Idaho Parents Take Boise Hospital to Court Over Newborn's Forced Spinal Tap
Eric and Corissa Mueller say CPS seized their newborn for unnecessary procedure.
June 14, 2010— -- An Idaho couple's lawsuit pitting them against a Boise hospital that ordered spinal tap on their newborn against their wishes could lead to a revised look at parents' federal right to govern their child's medical care.
Eric and Corissa Mueller have waited six years to get their say in court and allege that their constitutional rights as parents were violated simply because they preferred not to let a doctor stick a needle in their 5-week-old daughter's spine without more information.

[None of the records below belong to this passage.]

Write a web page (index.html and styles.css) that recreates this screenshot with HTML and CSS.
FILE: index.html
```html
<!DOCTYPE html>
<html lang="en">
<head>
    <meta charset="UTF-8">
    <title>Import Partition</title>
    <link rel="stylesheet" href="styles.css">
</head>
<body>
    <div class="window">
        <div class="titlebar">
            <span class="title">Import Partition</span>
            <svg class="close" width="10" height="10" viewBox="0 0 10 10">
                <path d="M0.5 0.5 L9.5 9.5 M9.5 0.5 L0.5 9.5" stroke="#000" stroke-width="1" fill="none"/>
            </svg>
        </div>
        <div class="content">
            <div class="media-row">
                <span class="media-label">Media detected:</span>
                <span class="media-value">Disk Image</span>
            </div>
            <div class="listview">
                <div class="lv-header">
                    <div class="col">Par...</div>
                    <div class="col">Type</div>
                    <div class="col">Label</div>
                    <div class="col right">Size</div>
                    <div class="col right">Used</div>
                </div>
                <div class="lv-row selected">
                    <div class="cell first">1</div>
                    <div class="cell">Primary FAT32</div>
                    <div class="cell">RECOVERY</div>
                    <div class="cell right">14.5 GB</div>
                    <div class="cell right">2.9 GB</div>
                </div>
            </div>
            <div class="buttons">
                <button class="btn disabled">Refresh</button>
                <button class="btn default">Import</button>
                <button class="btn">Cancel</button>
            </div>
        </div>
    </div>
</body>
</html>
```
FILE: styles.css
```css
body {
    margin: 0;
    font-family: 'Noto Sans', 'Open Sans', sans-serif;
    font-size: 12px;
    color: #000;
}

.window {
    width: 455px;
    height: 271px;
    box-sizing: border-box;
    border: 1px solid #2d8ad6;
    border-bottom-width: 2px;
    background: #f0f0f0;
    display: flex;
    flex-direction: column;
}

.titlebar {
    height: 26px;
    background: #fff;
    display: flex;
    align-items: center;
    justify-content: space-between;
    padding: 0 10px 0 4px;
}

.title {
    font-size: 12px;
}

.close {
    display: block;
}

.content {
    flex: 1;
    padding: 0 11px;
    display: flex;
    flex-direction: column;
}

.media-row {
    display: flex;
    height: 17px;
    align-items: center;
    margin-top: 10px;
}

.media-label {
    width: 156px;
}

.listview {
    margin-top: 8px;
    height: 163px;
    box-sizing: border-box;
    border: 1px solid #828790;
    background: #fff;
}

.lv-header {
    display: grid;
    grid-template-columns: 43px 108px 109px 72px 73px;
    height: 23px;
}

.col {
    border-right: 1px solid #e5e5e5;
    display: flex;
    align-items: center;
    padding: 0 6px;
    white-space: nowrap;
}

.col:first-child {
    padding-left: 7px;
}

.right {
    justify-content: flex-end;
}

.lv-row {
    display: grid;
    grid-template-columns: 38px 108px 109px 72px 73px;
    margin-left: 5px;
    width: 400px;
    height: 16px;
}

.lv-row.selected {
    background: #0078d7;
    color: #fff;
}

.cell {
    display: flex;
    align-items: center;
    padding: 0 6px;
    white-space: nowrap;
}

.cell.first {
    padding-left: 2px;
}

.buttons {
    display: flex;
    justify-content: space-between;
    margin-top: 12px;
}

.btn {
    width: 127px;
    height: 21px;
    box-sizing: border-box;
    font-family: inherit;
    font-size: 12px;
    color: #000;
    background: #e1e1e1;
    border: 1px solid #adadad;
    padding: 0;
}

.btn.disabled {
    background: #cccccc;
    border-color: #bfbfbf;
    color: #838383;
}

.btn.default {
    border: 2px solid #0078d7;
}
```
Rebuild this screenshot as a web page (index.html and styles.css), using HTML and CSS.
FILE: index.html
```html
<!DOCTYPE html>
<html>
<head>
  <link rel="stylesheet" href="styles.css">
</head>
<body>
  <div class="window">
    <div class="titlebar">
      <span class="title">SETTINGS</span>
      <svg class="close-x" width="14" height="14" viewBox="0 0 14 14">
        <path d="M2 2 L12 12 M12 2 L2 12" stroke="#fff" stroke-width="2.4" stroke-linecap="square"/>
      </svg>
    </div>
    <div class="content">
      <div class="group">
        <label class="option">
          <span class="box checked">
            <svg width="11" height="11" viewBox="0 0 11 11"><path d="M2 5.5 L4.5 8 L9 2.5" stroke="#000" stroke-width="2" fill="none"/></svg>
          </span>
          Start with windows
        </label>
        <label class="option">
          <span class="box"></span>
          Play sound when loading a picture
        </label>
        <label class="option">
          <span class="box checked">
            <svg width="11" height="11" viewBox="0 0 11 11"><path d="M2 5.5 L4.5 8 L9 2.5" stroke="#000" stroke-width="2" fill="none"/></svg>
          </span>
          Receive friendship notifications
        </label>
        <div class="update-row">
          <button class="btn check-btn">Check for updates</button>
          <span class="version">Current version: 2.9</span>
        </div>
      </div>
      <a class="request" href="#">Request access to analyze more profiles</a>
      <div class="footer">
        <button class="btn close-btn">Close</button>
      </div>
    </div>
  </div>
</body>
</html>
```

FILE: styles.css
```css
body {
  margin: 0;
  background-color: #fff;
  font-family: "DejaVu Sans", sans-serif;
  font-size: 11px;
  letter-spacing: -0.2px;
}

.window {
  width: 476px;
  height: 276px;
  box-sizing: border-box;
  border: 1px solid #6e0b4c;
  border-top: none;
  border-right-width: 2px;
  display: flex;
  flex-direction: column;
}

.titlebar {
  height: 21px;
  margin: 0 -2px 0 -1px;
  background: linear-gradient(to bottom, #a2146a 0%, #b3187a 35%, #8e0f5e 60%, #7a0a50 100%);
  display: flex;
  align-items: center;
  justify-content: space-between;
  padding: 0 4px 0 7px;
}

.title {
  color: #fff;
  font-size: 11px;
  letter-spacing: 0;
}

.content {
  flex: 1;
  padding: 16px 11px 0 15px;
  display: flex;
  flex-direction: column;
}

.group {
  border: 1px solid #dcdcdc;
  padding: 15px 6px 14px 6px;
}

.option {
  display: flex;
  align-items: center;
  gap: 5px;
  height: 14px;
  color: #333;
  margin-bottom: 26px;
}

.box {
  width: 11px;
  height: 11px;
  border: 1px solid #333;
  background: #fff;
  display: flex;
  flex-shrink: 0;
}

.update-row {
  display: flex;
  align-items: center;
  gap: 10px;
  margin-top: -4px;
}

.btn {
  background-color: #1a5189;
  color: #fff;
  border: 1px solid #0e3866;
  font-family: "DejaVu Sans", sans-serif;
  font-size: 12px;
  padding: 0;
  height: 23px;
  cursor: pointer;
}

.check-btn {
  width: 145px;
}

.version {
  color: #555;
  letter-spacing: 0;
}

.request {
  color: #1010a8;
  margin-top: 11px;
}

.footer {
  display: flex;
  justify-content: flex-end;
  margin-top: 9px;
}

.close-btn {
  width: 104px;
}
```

But in Idaho, as in many other states, the state can seize a child in a hospital setting if authorities believe the child is being neglected or abused. In the Mueller's case, child protection services was called on a medical neglect accusation when Corissa Mueller declined the spinal tap on baby Taige against their doctor's recommendation.
"She thought she had an understanding with the doctor. That's the particularly frustrating thing," said Terrence Pell, president of the Center for Individual Rights, which has represented the Muellers in their lengthy court battle. "The next thing she knows there's two policemen holding her on each arm."
If the Muellers win their case, now in the early days of what is expected to be a 4-week trial, it could force states to develop more stringent standards for seizing a child in a hospital setting.
"This has to do not with the reporting of abuse and not the grounds for possible abuse," Pell said. "It just has to do with what the state has to do before it assumes custody."
The spinal tap was recommended to test for meningitis by Dr. Richard MacDonald after 5-week-old Taige had been rushed to St. Luke's Regional Medical Center in 2002 with a fever of 100.8.
After agreeing to a battery of tests and treatments, including fluids, x-rays and blood work, Corissa Mueller declined the spinal tap, according to the original court complaint, preferring to wait until the initial test results came back before consenting to a procedure that carries a series of health risks. MacDonald had told her, court documents say, that there was only a 5 percent chance Taige had meningitis based on her symptoms.
"She thought that it would be painful for the child and along with the lumbar puncture they have to give steroids to reduce brain swelling," Pell said. "She just thought that was possibly not necessary."
When the baby's fever eventually dropped a short time later and she appeared to be improving, Corissa Mueller began asking about taking her home, according to court documents.
But the hospital, the Mueller's allege, had immediately contacted child protection services, alleging neglect. As two police officers detained Mueller at the hospital, CPS ordered the spinal tap for baby Taige. It came back negative.
MacDonald's attorney, Richard Hall, declined to comment on the specifics of the case or the trial, but said that his client "was doing what he could do in the best interest of Taige Mueller."